* [CHALLENGE]: Print the listing below in its entirety, character for character.

--- DATA EXTRACT ---

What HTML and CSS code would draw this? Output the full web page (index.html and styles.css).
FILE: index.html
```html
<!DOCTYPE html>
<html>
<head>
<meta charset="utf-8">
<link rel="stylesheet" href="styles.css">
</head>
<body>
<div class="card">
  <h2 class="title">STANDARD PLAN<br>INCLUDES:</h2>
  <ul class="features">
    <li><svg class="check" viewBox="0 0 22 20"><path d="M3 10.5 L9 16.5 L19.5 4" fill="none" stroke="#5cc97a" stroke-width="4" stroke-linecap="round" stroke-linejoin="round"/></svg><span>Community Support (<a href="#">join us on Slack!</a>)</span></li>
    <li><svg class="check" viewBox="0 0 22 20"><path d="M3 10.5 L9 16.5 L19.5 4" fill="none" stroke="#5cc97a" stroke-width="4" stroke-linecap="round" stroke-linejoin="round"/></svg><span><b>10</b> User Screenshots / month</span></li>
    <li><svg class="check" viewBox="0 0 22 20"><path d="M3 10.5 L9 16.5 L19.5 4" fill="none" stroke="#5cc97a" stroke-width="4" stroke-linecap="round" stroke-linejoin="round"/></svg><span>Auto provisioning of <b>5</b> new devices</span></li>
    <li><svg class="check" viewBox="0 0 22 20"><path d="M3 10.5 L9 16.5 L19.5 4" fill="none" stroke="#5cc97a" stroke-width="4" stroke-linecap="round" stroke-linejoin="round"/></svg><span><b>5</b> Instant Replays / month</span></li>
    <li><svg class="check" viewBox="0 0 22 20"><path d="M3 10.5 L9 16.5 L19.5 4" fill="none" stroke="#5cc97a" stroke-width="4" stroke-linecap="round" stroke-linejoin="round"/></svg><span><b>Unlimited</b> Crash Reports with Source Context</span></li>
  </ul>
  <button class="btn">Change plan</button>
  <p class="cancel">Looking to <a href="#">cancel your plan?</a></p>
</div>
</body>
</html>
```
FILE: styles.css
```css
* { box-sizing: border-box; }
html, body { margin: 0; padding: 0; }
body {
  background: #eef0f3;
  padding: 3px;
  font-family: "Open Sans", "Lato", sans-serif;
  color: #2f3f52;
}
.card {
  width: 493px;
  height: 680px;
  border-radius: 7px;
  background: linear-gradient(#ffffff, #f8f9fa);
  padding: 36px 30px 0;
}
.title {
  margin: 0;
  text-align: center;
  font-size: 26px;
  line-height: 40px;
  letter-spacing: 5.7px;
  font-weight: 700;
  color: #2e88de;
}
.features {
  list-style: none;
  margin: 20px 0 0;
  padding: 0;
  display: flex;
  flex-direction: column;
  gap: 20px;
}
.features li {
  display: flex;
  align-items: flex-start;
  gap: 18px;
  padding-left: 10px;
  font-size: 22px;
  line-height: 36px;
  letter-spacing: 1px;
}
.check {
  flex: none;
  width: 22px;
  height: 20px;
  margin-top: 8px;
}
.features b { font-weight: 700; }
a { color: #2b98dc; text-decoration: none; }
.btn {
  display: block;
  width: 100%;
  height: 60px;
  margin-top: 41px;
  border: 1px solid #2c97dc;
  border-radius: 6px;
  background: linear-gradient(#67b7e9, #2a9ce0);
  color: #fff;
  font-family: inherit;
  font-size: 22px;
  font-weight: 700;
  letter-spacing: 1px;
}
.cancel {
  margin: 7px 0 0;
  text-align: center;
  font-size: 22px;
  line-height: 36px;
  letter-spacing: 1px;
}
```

---

* [RESPONSE TO THIS EXERCISE]:
What HTML and CSS code would draw this? Output the full web page (index.html and styles.css).
FILE: index.html
```html
<!DOCTYPE html>
<html>
<head>
<meta charset="utf-8">
<link rel="stylesheet" href="styles.css">
</head>
<body>
<div class="card">
  <h2 class="title">STANDARD PLAN<br>INCLUDES:</h2>
  <ul class="features">
    <li><svg class="check" viewBox="0 0 22 20"><path d="M3 10.5 L9 16.5 L19.5 4" fill="none" stroke="#5cc97a" stroke-width="4" stroke-linecap="round" stroke-linejoin="round"/></svg><span>Community Support (<a href="#">join us on Slack!</a>)</span></li>
    <li><svg class="check" viewBox="0 0 22 20"><path d="M3 10.5 L9 16.5 L19.5 4" fill="none" stroke="#5cc97a" stroke-width="4" stroke-linecap="round" stroke-linejoin="round"/></svg><span><b>10</b> User Screenshots / month</span></li>
    <li><svg class="check" viewBox="0 0 22 20"><path d="M3 10.5 L9 16.5 L19.5 4" fill="none" stroke="#5cc97a" stroke-width="4" stroke-linecap="round" stroke-linejoin="round"/></svg><span>Auto provisioning of <b>5</b> new devices</span></li>
    <li><svg class="check" viewBox="0 0 22 20"><path d="M3 10.5 L9 16.5 L19.5 4" fill="none" stroke="#5cc97a" stroke-width="4" stroke-linecap="round" stroke-linejoin="round"/></svg><span><b>5</b> Instant Replays / month</span></li>
    <li><svg class="check" viewBox="0 0 22 20"><path d="M3 10.5 L9 16.5 L19.5 4" fill="none" stroke="#5cc97a" stroke-width="4" stroke-linecap="round" stroke-linejoin="round"/></svg><span><b>Unlimited</b> Crash Reports with Source Context</span></li>
  </ul>
  <button class="btn">Change plan</button>
  <p class="cancel">Looking to <a href="#">cancel your plan?</a></p>
</div>
</body>
</html>
```
FILE: styles.css
```css
* { box-sizing: border-box; }
html, body { margin: 0; padding: 0; }
body {
  background: #eef0f3;
  padding: 3px;
  font-family: "Open Sans", "Lato", sans-serif;
  color: #2f3f52;
}
.card {
  width: 493px;
  height: 680px;
  border-radius: 7px;
  background: linear-gradient(#ffffff, #f8f9fa);
  padding: 36px 30px 0;
}
.title {
  margin: 0;
  text-align: center;
  font-size: 26px;
  line-height: 40px;
  letter-spacing: 5.7px;
  font-weight: 700;
  color: #2e88de;
}
.features {
  list-style: none;
  margin: 20px 0 0;
  padding: 0;
  display: flex;
  flex-direction: column;
  gap: 20px;
}
.features li {
  display: flex;
  align-items: flex-start;
  gap: 18px;
  padding-left: 10px;
  font-size: 22px;
  line-height: 36px;
  letter-spacing: 1px;
}
.check {
  flex: none;
  width: 22px;
  height: 20px;
  margin-top: 8px;
}
.features b { font-weight: 700; }
a { color: #2b98dc; text-decoration: none; }
.btn {
  display: block;
  width: 100%;
  height: 60px;
  margin-top: 41px;
  border: 1px solid #2c97dc;
  border-radius: 6px;
  background: linear-gradient(#67b7e9, #2a9ce0);
  color: #fff;
  font-family: inherit;
  font-size: 22px;
  font-weight: 700;
  letter-spacing: 1px;
}
.cancel {
  margin: 7px 0 0;
  text-align: center;
  font-size: 22px;
  line-height: 36px;
  letter-spacing: 1px;
}
```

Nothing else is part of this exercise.